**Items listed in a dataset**
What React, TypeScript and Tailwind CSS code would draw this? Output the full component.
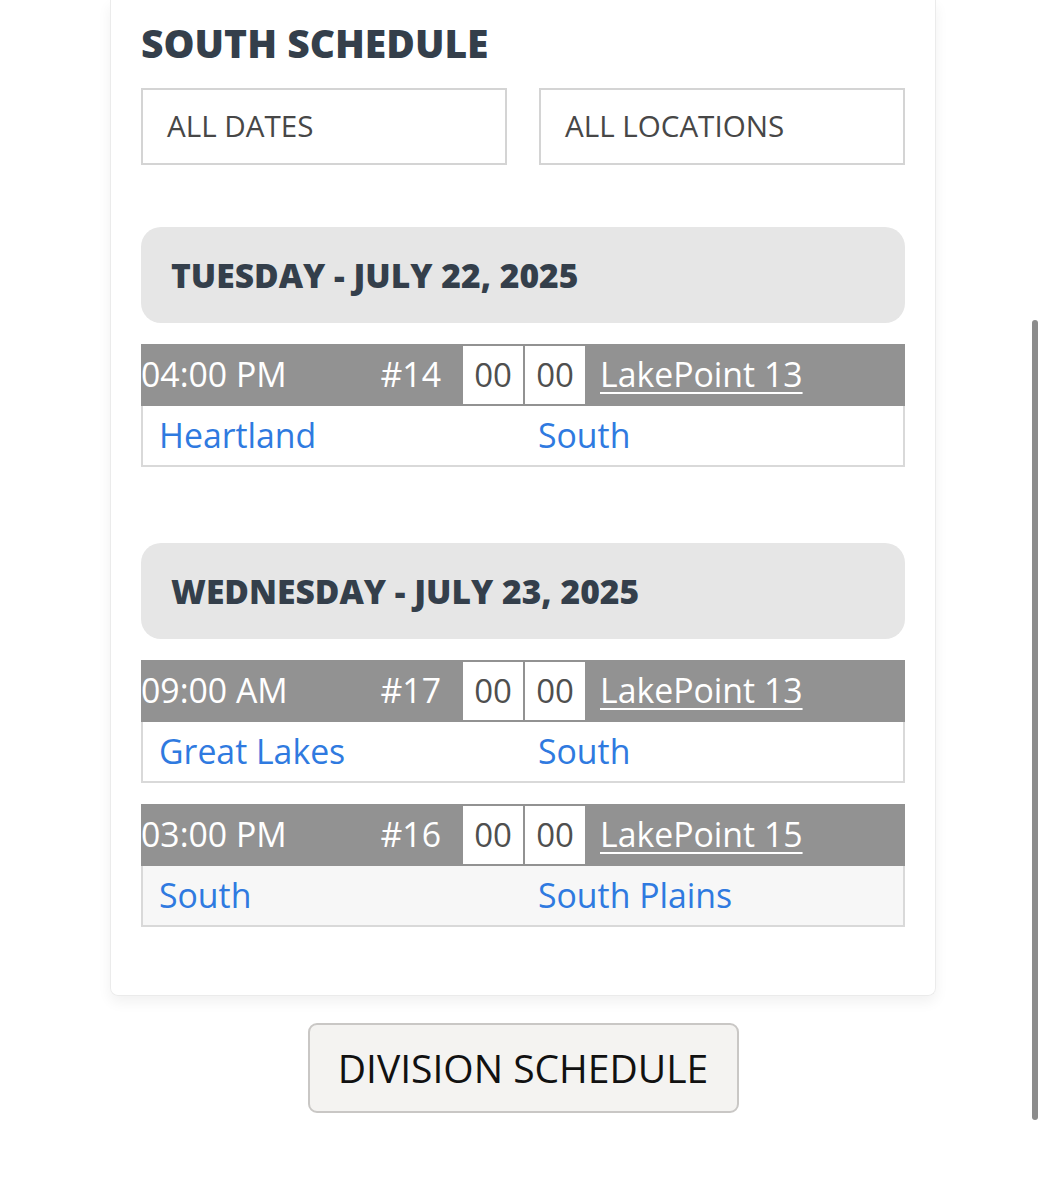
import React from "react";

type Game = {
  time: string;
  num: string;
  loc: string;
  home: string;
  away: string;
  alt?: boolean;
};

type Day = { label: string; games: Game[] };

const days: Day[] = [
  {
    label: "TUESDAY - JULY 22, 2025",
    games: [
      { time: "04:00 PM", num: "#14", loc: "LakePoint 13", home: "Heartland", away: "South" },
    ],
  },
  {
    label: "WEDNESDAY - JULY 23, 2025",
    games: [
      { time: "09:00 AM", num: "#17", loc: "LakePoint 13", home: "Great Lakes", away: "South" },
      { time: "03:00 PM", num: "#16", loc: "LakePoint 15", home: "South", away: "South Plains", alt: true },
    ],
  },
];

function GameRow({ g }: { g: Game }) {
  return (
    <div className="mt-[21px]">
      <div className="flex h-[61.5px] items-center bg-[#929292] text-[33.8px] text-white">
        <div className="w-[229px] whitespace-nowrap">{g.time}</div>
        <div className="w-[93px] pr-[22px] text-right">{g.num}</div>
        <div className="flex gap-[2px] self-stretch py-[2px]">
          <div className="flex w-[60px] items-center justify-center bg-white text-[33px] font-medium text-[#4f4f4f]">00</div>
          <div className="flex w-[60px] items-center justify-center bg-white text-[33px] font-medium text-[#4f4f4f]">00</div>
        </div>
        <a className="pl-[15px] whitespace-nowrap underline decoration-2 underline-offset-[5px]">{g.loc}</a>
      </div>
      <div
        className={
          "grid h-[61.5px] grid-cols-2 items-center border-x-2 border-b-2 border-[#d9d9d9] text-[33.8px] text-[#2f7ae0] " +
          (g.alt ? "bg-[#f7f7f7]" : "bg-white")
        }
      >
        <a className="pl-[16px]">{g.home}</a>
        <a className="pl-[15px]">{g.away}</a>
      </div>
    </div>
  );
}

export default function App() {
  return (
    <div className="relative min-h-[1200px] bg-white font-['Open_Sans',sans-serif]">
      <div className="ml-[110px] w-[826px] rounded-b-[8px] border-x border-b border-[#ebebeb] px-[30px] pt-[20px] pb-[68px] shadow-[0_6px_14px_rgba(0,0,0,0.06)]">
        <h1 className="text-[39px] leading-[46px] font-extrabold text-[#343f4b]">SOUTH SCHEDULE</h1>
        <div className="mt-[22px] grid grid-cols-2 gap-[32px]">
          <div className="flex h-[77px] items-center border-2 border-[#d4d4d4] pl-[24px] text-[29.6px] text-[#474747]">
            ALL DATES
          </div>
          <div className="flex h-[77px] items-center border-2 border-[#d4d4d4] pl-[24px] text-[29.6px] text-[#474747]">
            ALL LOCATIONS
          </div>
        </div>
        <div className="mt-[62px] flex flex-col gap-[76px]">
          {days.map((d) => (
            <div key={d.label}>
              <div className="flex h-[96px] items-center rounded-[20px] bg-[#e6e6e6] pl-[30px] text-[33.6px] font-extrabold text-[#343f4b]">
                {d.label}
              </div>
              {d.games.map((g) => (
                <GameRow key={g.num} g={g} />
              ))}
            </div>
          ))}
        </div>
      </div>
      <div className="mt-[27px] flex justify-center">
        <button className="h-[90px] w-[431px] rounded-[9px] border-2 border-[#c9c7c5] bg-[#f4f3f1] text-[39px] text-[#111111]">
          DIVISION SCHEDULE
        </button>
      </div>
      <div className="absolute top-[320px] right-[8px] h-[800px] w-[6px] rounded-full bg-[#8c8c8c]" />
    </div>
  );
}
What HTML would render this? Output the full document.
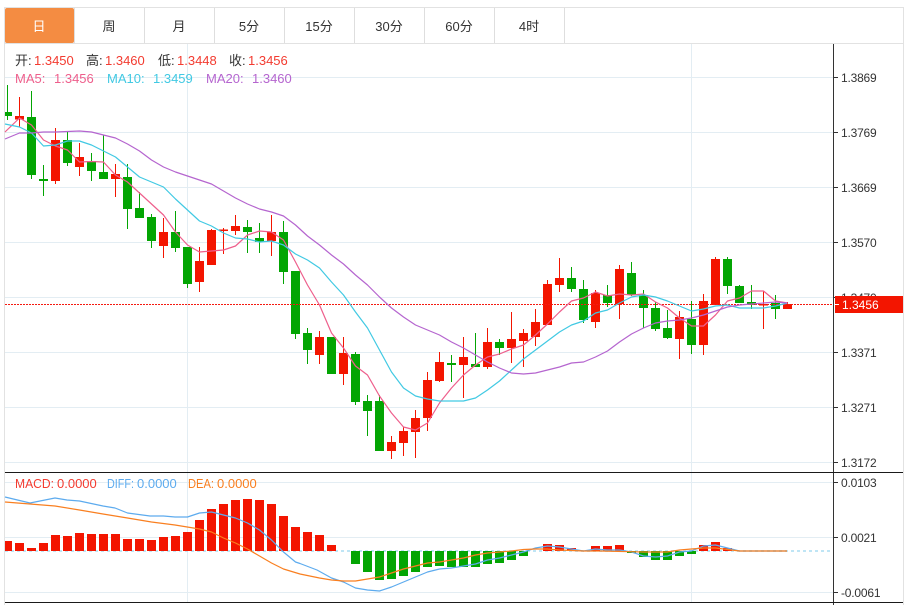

**Stated goal**
Give every record again exactly, apart from the pictures, which stay out.

**Reply to the task**
What React, TypeScript and Tailwind CSS code would draw this? Output the full component.
import React from "react";

type Game = {
  time: string;
  num: string;
  loc: string;
  home: string;
  away: string;
  alt?: boolean;
};

type Day = { label: string; games: Game[] };

const days: Day[] = [
  {
    label: "TUESDAY - JULY 22, 2025",
    games: [
      { time: "04:00 PM", num: "#14", loc: "LakePoint 13", home: "Heartland", away: "South" },
    ],
  },
  {
    label: "WEDNESDAY - JULY 23, 2025",
    games: [
      { time: "09:00 AM", num: "#17", loc: "LakePoint 13", home: "Great Lakes", away: "South" },
      { time: "03:00 PM", num: "#16", loc: "LakePoint 15", home: "South", away: "South Plains", alt: true },
    ],
  },
];

function GameRow({ g }: { g: Game }) {
  return (
    <div className="mt-[21px]">
      <div className="flex h-[61.5px] items-center bg-[#929292] text-[33.8px] text-white">
        <div className="w-[229px] whitespace-nowrap">{g.time}</div>
        <div className="w-[93px] pr-[22px] text-right">{g.num}</div>
        <div className="flex gap-[2px] self-stretch py-[2px]">
          <div className="flex w-[60px] items-center justify-center bg-white text-[33px] font-medium text-[#4f4f4f]">00</div>
          <div className="flex w-[60px] items-center justify-center bg-white text-[33px] font-medium text-[#4f4f4f]">00</div>
        </div>
        <a className="pl-[15px] whitespace-nowrap underline decoration-2 underline-offset-[5px]">{g.loc}</a>
      </div>
      <div
        className={
          "grid h-[61.5px] grid-cols-2 items-center border-x-2 border-b-2 border-[#d9d9d9] text-[33.8px] text-[#2f7ae0] " +
          (g.alt ? "bg-[#f7f7f7]" : "bg-white")
        }
      >
        <a className="pl-[16px]">{g.home}</a>
        <a className="pl-[15px]">{g.away}</a>
      </div>
    </div>
  );
}

export default function App() {
  return (
    <div className="relative min-h-[1200px] bg-white font-['Open_Sans',sans-serif]">
      <div className="ml-[110px] w-[826px] rounded-b-[8px] border-x border-b border-[#ebebeb] px-[30px] pt-[20px] pb-[68px] shadow-[0_6px_14px_rgba(0,0,0,0.06)]">
        <h1 className="text-[39px] leading-[46px] font-extrabold text-[#343f4b]">SOUTH SCHEDULE</h1>
        <div className="mt-[22px] grid grid-cols-2 gap-[32px]">
          <div className="flex h-[77px] items-center border-2 border-[#d4d4d4] pl-[24px] text-[29.6px] text-[#474747]">
            ALL DATES
          </div>
          <div className="flex h-[77px] items-center border-2 border-[#d4d4d4] pl-[24px] text-[29.6px] text-[#474747]">
            ALL LOCATIONS
          </div>
        </div>
        <div className="mt-[62px] flex flex-col gap-[76px]">
          {days.map((d) => (
            <div key={d.label}>
              <div className="flex h-[96px] items-center rounded-[20px] bg-[#e6e6e6] pl-[30px] text-[33.6px] font-extrabold text-[#343f4b]">
                {d.label}
              </div>
              {d.games.map((g) => (
                <GameRow key={g.num} g={g} />
              ))}
            </div>
          ))}
        </div>
      </div>
      <div className="mt-[27px] flex justify-center">
        <button className="h-[90px] w-[431px] rounded-[9px] border-2 border-[#c9c7c5] bg-[#f4f3f1] text-[39px] text-[#111111]">
          DIVISION SCHEDULE
        </button>
      </div>
      <div className="absolute top-[320px] right-[8px] h-[800px] w-[6px] rounded-full bg-[#8c8c8c]" />
    </div>
  );
}
What HTML would render this? Output the full document.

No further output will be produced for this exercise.